====== DATA EXCERPT ======

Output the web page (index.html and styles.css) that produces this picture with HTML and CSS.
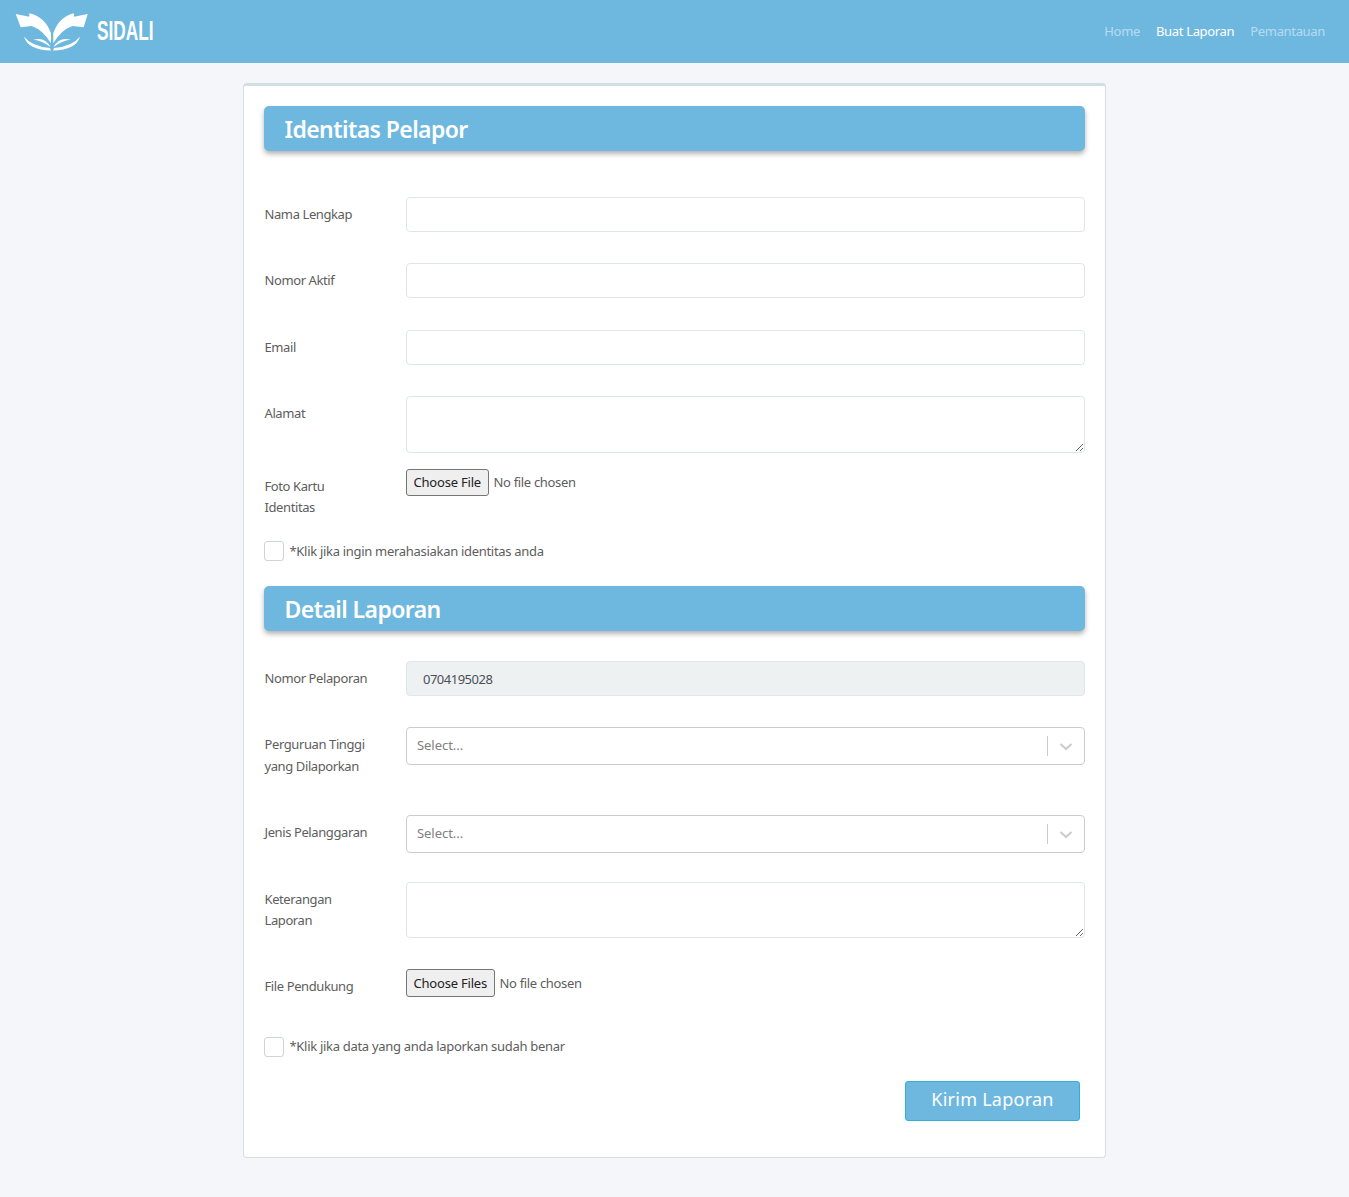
FILE: index.html
```html
<!DOCTYPE html>
<html lang="id">
<head>
<meta charset="utf-8">
<title>SIDALI</title>
<link rel="stylesheet" href="styles.css">
</head>
<body>
<nav class="navbar">
  <a class="brand" href="#">
    <svg class="logo" width="75" height="40" viewBox="0 0 75 40" aria-hidden="true">
      <g fill="#fff">
        <path d="M.7 2 L14.3 4.7 L14.3 1.3 Q30 4.7 36 21.3 L36 31.3 Q28 18 16.7 14 L5.7 15.3 Z"/>
        <path d="M72.7 2 L59 4.7 L59 1.3 Q44 4.7 38.3 21.3 L38.3 31.3 Q46 18 57.5 14 L68.7 15.3 Z"/>
        <path d="M9 24.7 Q17 34.5 35 36 L36 38.4 Q13 38 9 24.7 Z"/>
        <path d="M18.3 27.6 Q30 24.5 35.5 35 Q27 29 18.3 27.6 Z"/>
        <path d="M65 24.7 Q57 34.5 39 36 L38 38.4 Q61 38 65 24.7 Z"/>
        <path d="M55.7 27.6 Q44 24.5 38.5 35 Q47 29 55.7 27.6 Z"/>
      </g>
    </svg>
    <span class="brand-name">SIDALI</span>
  </a>
  <ul class="nav-links">
    <li><a class="nav-link" href="#">Home</a></li>
    <li><a class="nav-link active" href="#">Buat Laporan</a></li>
    <li><a class="nav-link" href="#">Pemantauan</a></li>
  </ul>
</nav>
<main class="page">
  <form class="card">
    <h2 class="section-title first">Identitas Pelapor</h2>
    <div class="row r-input"><label class="label">Nama Lengkap</label><input class="control" type="text"></div>
    <div class="row r-input"><label class="label">Nomor Aktif</label><input class="control" type="text"></div>
    <div class="row r-input"><label class="label">Email</label><input class="control" type="text"></div>
    <div class="row r-area"><label class="label">Alamat</label><textarea class="control area"></textarea></div>
    <div class="row r-file"><label class="label">Foto Kartu<br>Identitas</label><input class="file" type="file"></div>
    <label class="check c-one"><input class="box" type="checkbox"><span>*Klik jika ingin merahasiakan identitas anda</span></label>
    <h2 class="section-title second">Detail Laporan</h2>
    <div class="row r-input"><label class="label">Nomor Pelaporan</label><input class="control readonly" type="text" value="0704195028" readonly></div>
    <div class="row r-select-a"><label class="label">Perguruan Tinggi<br>yang Dilaporkan</label>
      <div class="select"><span class="placeholder">Select...</span><span class="sep"></span><svg class="chev" width="20" height="20" viewBox="0 0 20 20" aria-hidden="true"><path d="M4.5 8 L10 13 L15.5 8" fill="none" stroke="#ccc" stroke-width="2.2"/></svg></div></div>
    <div class="row r-select-b"><label class="label">Jenis Pelanggaran</label>
      <div class="select"><span class="placeholder">Select...</span><span class="sep"></span><svg class="chev" width="20" height="20" viewBox="0 0 20 20" aria-hidden="true"><path d="M4.5 8 L10 13 L15.5 8" fill="none" stroke="#ccc" stroke-width="2.2"/></svg></div></div>
    <div class="row r-area2"><label class="label">Keterangan<br>Laporan</label><textarea class="control area2"></textarea></div>
    <div class="row r-file2"><label class="label">File Pendukung</label><input class="file file-tall" type="file" multiple></div>
    <label class="check c-two"><input class="box" type="checkbox"><span>*Klik jika data yang anda laporkan sudah benar</span></label>
    <div class="actions"><button class="submit" type="button">Kirim Laporan</button></div>
  </form>
</main>
</body>
</html>
```
FILE: styles.css
```css
* { box-sizing: border-box; }
html, body { margin: 0; padding: 0; }
body {
  background: #f4f6f9;
  font-family: "Noto Sans", "Open Sans", sans-serif;
  font-size: 13px;
  line-height: 21px;
  letter-spacing: -.33px;
  color: #5d5d5d;
  min-height: 1197px;
}
.navbar {
  height: 63px;
  background: #6eb8e0;
  display: flex;
  align-items: center;
  justify-content: space-between;
  padding: 0 16px 0 15px;
}
.brand { display: flex; align-items: center; gap: 7px; color: #fff; text-decoration: none; }
.logo { display: block; }
.brand-name {
  font-family: "Liberation Sans", sans-serif;
  font-size: 27px;
  line-height: 27px;
  font-weight: 700;
  letter-spacing: 0;
  display: inline-block;
  transform: scaleX(.64);
  transform-origin: left center;
}
.nav-links { display: flex; list-style: none; margin: 0; padding: 0; }
.nav-link { display: block; padding: 0 8px; color: rgba(255,255,255,.5); text-decoration: none; }
.nav-link.active { color: #fff; }
.page { padding-top: 20px; display: flex; justify-content: center; }
.card {
  width: 863px;
  height: 1075px;
  background: #fff;
  border: 1px solid #d8dde2;
  border-top: 3px solid #d2dee5;
  border-radius: 4px;
  padding: 20px 20px 0;
}
.section-title {
  margin: 0;
  height: 45px;
  background: #6eb8e0;
  color: #fff;
  border-radius: 5px;
  box-shadow: 0 3px 5px rgba(0,0,0,.3);
  padding: 0 20.5px;
  font-size: 23px;
  line-height: 47px;
  font-weight: 600;
  letter-spacing: -.58px;
}
.section-title.first { margin-bottom: 46px; }
.section-title.second { margin-bottom: 30px; }
.row { display: flex; align-items: flex-start; }
.label { width: 142px; flex: none; padding: 7px 0 0 .5px; letter-spacing: -.4px; }
.control {
  flex: 1;
  height: 35px;
  display: block;
  border: 1px solid #dee6ea;
  border-radius: 4px;
  background: #fff;
  padding: 1px 16px 0;
  font: inherit;
  letter-spacing: -.5px;
  color: #495057;
}
.area { height: 57px; }
.area2 { height: 56px; }
.readonly { background: #eef1f2; }
.r-input { margin-bottom: 31.33px; }
.r-area { margin-bottom: 16px; }
.r-file { height: 56px; margin-bottom: 16px; }
.file { font: inherit; letter-spacing: -.33px; color: #5d5d5d; flex: 1; }
.file::file-selector-button {
  font: inherit;
  letter-spacing: -.2px;
  color: #222;
  height: 27px;
  padding: 0 6.5px;
  margin-right: 5px;
  background: #efefef;
  border: 1px solid #767676;
  border-radius: 3px;
}
.file-tall::file-selector-button { height: 28px; }
.check { display: flex; align-items: center; gap: 5.5px; letter-spacing: -.3px; }
.box {
  appearance: none;
  width: 20px;
  height: 20px;
  margin: 0;
  background: #fff;
  border: 1px solid #ced4da;
  border-radius: 3px;
}
.c-one { margin-bottom: 24px; }
.r-select-a { height: 88px; }
.r-select-a .label { line-height: 21.5px; }
.r-select-b { height: 67px; }
.select {
  flex: 1;
  height: 38px;
  border: 1px solid #ccc;
  border-radius: 4px;
  background: #fff;
  display: flex;
  align-items: center;
  padding: 0 8px 0 10px;
}
.placeholder { flex: 1; color: #808080; letter-spacing: -.05px; margin-top: -2px; }
.sep { width: 1px; height: 20px; background: #ccc; margin-right: 8px; }
.chev { display: block; }
.r-area2 { margin-bottom: 31px; }
.r-file2 { height: 67px; }
.c-two { margin-bottom: 24px; }
.actions { display: flex; justify-content: flex-end; padding-right: 5px; }
.submit {
  width: 175px;
  height: 40px;
  padding: 0 0 5px;
  background: #6eb8e0;
  color: #fff;
  border: 1px solid #2cb0dc;
  border-radius: 3px;
  font-family: inherit;
  font-size: 18px;
  letter-spacing: .25px;
}
```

======

**WHAT IS ASKED**. Pick out the lines containing the string "styles" and show them.

**TASK OUTPUT**.
Output the web page (index.html and styles.css) that produces this picture with HTML and CSS.
<link rel="stylesheet" href="styles.css">
FILE: styles.css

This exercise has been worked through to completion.